I make all my mocks myself, and sometimes that reads verbose and inelegant. Most articles on this topic utilize one of the popular mocking frameworks, and they usually more convenient. The principles are the same.

[TestMethod]
public void GetExample_choicetwovalues_mockchooser()
{

   int passedInLength = -1;
   MockChooser mockChooser = new MockChooser();
   mockChooser.overrideChooseNumber = (i) => { passedInLength = i; return 0; };

   DataSchema schema = new DataSchema();

   SchemaElement[] elemArray = new SchemaElement[]
   {
      new SchemaElement () { Name="choice1", Value="ch1", Type=ElementType.StaticValue },
      new SchemaElement () { Name="choice2", Value="ch2", Type=ElementType.StaticValue}
   };

   SchemaElement element = new SchemaElement()
   {
      Name = "element1",
      Value = elemArray,
      Type = ElementType.Choice
   };
   schema.AddElement(element);

   Assert.AreEqual("ch1", DataMaker.GetExample(schema, mockChooser), "Fail if returned string is not expected choice.");
   Assert.AreEqual(2, passedInLength, "Fail if wrong length passed in to ChooseNumber.");
   mockChooser.overrideChooseNumber = (i) => { passedInLength = i; return 1; };
   Assert.AreEqual("ch2", DataMaker.GetExample(schema, mockChooser), "Fail if returned string is not expected choice.");
   Assert.AreEqual(2, passedInLength, "Fail if wrong length passed in to ChooseNumber.");
}

There is another interesting affect from making this change.

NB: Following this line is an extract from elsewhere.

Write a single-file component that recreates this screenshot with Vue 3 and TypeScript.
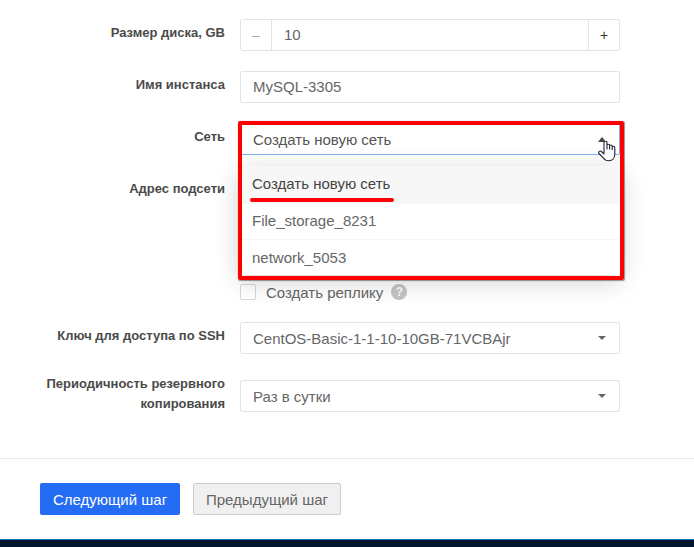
<script setup lang="ts">
import { ref } from 'vue'

const diskSize = ref(10)
const instanceName = ref('MySQL-3305')
const networks = ['Создать новую сеть', 'File_storage_8231', 'network_5053']
</script>

<template>
  <div class="page">
    <div class="form">
      <div class="row row-disk">
        <div class="label">Размер диска, GB</div>
        <div class="stepper">
          <button class="step step-minus">–</button>
          <input class="step-input" :value="diskSize" readonly />
          <button class="step step-plus">+</button>
        </div>
      </div>

      <div class="row row-name">
        <div class="label">Имя инстанса</div>
        <input class="field" :value="instanceName" readonly />
      </div>

      <div class="row row-net">
        <div class="label">Сеть</div>
        <div class="select select-open">
          <span>{{ networks[0] }}</span>
          <i class="caret caret-up"></i>
          <div class="menu">
            <div v-for="(n, i) in networks" :key="n" class="menu-item" :class="{ active: i === 0 }">{{ n }}</div>
            <div class="mark"></div>
          </div>
          <div class="frame"></div>
          <svg class="cursor" width="18" height="21" viewBox="0 0 18 21">
            <path d="M6 11.500V1.600a1.500 1.500 0 0 1 3 0V8V4.500a1.300 1.300 0 0 1 2.600 0V8V5.300a1.300 1.300 0 0 1 2.600 0V8.500V6.500a1.300 1.300 0 0 1 2.600 0V13c0 4-2.500 6.800-6 6.800-3 0-4.500-1.200-5.600-3L1 12.500c-1-1.700 1-3.300 2.400-2L6 13" fill="#fff" stroke="#1d2438" stroke-width="1.100" stroke-linejoin="round" stroke-linecap="round" />
          </svg>
        </div>
      </div>

      <div class="row row-subnet">
        <div class="label">Адрес подсети</div>
        <input class="field" value="" readonly />
      </div>

      <div class="row row-replica">
        <div></div>
        <label class="check">
          <span class="box"></span>
          <span class="check-text">Создать реплику</span>
          <span class="hint">?</span>
        </label>
      </div>

      <div class="row row-ssh">
        <div class="label">Ключ для доступа по SSH</div>
        <div class="select">
          <span>CentOS-Basic-1-1-10-10GB-71VCBAjr</span>
          <i class="caret"></i>
        </div>
      </div>

      <div class="row row-backup">
        <div class="label label-two">Периодичность резервного копирования</div>
        <div class="select">
          <span>Раз в сутки</span>
          <i class="caret"></i>
        </div>
      </div>
    </div>

    <div class="actions">
      <button class="btn btn-primary">Следующий шаг</button>
      <button class="btn btn-default">Предыдущий шаг</button>
    </div>

    <div class="footer"></div>
  </div>
</template>

<style>
html, body { margin: 0; background: #fff; }
</style>

<style scoped>
.page { width: 694px; height: 547px; overflow: hidden; background: #fff; font-family: "Liberation Sans", Arial, sans-serif; font-size: 15px; color: #666; display: flex; flex-direction: column; }
.form { padding: 19px 74px 0 0; height: 458px; flex: none; box-sizing: border-box; }
.row { display: grid; grid-template-columns: 225px 380px; column-gap: 15px; }
.row-disk, .row-name { margin-bottom: 20px; }
.row-net { margin-bottom: 20px; position: relative; z-index: 2; }
.row-subnet { height: 89px; margin-bottom: 20px; }
.row-replica { height: 16px; margin-bottom: 22px; }
.row-ssh { margin-bottom: 26px; }

.label { font-size: 13px; font-weight: bold; color: #4a4a4a; text-align: right; line-height: 20px; padding-top: 4px; }
.label-two { padding-top: 0; margin-top: -6px; }

.stepper { display: flex; height: 32px; box-sizing: border-box; border: 1px solid #e3e3e3; border-radius: 2px; }
.step { width: 31px; padding: 0; border: 0; background: #fff; font-family: inherit; font-size: 14px; color: #333; }
.step-minus { color: #aaa; border-right: 1px solid #e3e3e3; }
.step-plus { border-left: 1px solid #e3e3e3; }
.step-input { flex: 1; min-width: 0; border: 0; outline: 0; padding: 0 12px 1px; font: inherit; color: #666; }

.field { height: 32px; box-sizing: border-box; width: 380px; border: 1px solid #e3e3e3; border-radius: 2px; padding: 0 12px 2px; font: inherit; color: #666; outline: 0; }

.select { position: relative; height: 32px; box-sizing: border-box; border: 1px solid #e3e3e3; border-radius: 2px; padding: 0 12px; line-height: 32px; color: #666; background: #fff; }
.select-open { border-color: #7fb3ee; color: #555; }
.caret { position: absolute; right: 13px; top: 13px; width: 0; height: 0; border-left: 4.500px solid transparent; border-right: 4.500px solid transparent; border-top: 4px solid #666; }
.caret-up { border-top: 0; border-bottom: 5px solid #444; top: 13px; }

.menu { position: absolute; left: -1px; right: -1px; top: 42px; background: #fff; box-shadow: 0 6px 24px rgba(0, 0, 0, .2); }
.menu-item { height: 36px; line-height: 34px; padding-left: 12px; color: #666; border-top: 1px solid #f6f6f6; box-sizing: border-box; }
.menu-item:nth-child(3) { line-height: 35px; }
.menu-item.active { height: 37px; line-height: 36px; color: #444; background: #f7f7f7; border-top: 0; }
.mark { position: absolute; left: 10px; top: 32px; width: 144px; height: 3.500px; border-radius: 2px; background: #f00; }
.frame { position: absolute; left: -3px; right: -5px; top: -3px; height: 159px; box-sizing: border-box; border: 4px solid #f00; border-radius: 2px; box-shadow: .5px .5px 1px rgba(0, 0, 0, .4); pointer-events: none; }
.cursor { position: absolute; left: 357px; top: 17px; }

.check { display: flex; align-items: center; height: 16px; }
.box { width: 16px; height: 16px; box-sizing: border-box; border: 1px solid #d8d8d8; border-radius: 2px; background: #fff; }
.check-text { margin-left: 10px; color: #666; }
.hint { margin-left: 8px; width: 16px; height: 16px; border-radius: 50%; background: #c4c4c4; color: #fff; font-size: 12px; font-weight: bold; line-height: 16px; text-align: center; }

.actions { display: flex; gap: 13px; padding: 24px 0 0 40px; border-top: 1px solid #e8e8e8; height: 81px; box-sizing: border-box; flex: none; }
.btn { height: 32px; box-sizing: border-box; border-radius: 2px; font-family: inherit; font-size: 15px; padding: 0; }
.btn-primary { width: 140px; border: 0; background: #256cf5; color: #fff; }
.btn-default { width: 148px; border: 1px solid #ccc; background: #f0f0f0; color: #666; }

.footer { height: 8px; flex: none; box-sizing: border-box; background: #04162e; border-top: 1px solid #1c6fb0; }
</style>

In one of my other articles, I describe the testing ideas I came for the then named GetRandomExample() method. One of those was testing the randomness, distribution, predictability of the method. The statistical distribution of the results is conflated with the behavior of the method because it was hard-coded in the model. This refactoring changes that. The statistical distribution of results is now the responsibility of the RandomChooser class. We can test that independently. It also means we might want different versions of the IChooser interface in case we decide we want different randomness characteristics.

This separation of purpose has several effects on the entire problem. It simplifies our testing, because we can check behavior at a lower level where we have more control and tests run faster. It isolates responsibility, allowing us to stabilize one piece of behavior at a time, which has a greater stabilizing effect when the whole system comes together. It doesn’t remove all bugs and instability, but it tends to make system and end to end testing easier when we have this kind of isolation tested at a lower level. It also offers us flexibility in design so we can accomodate changing product needs.

So, a flaky test isn’t really a flaky test?

Not this time it wasn’t. When we are testing at low levels of abstraction, it is almost always the case that flaky results come from bad code design. Especially with unit tests, a rule thumb ought to be that flaky tests mean the product code needs to change. There are very few exceptions to this rule of thumb, where most of them really indicate that you aren’t really writing a unit test - you are crossing too many boundaries.

Let’s extrapolate this idea up to more complex tests. As we move up, we sometimes necessarily lose control as we integrate components together to make a whole system. Loss of control is what drives most inconsistency in results. A non-trivial part of this loss of control comes from the system itself. Much like the random number generator inside the example in this article, so to do any number of objects regarding randomness, IO, time, timing, concurrency of events and a variety of other behaviors which might cause errors in product behavior pop up intermittently, non-deterministically (from standpoint of what the test procedure can control) while we test.

I hope this example from my own personal coding projects and how I work back and forth between the testing and the coding was useful. Whether you write your own code and have to test it, or test code someone else wrote, I believe it is critical to understand the relationship between test result inconsistency, “flake”, and product design.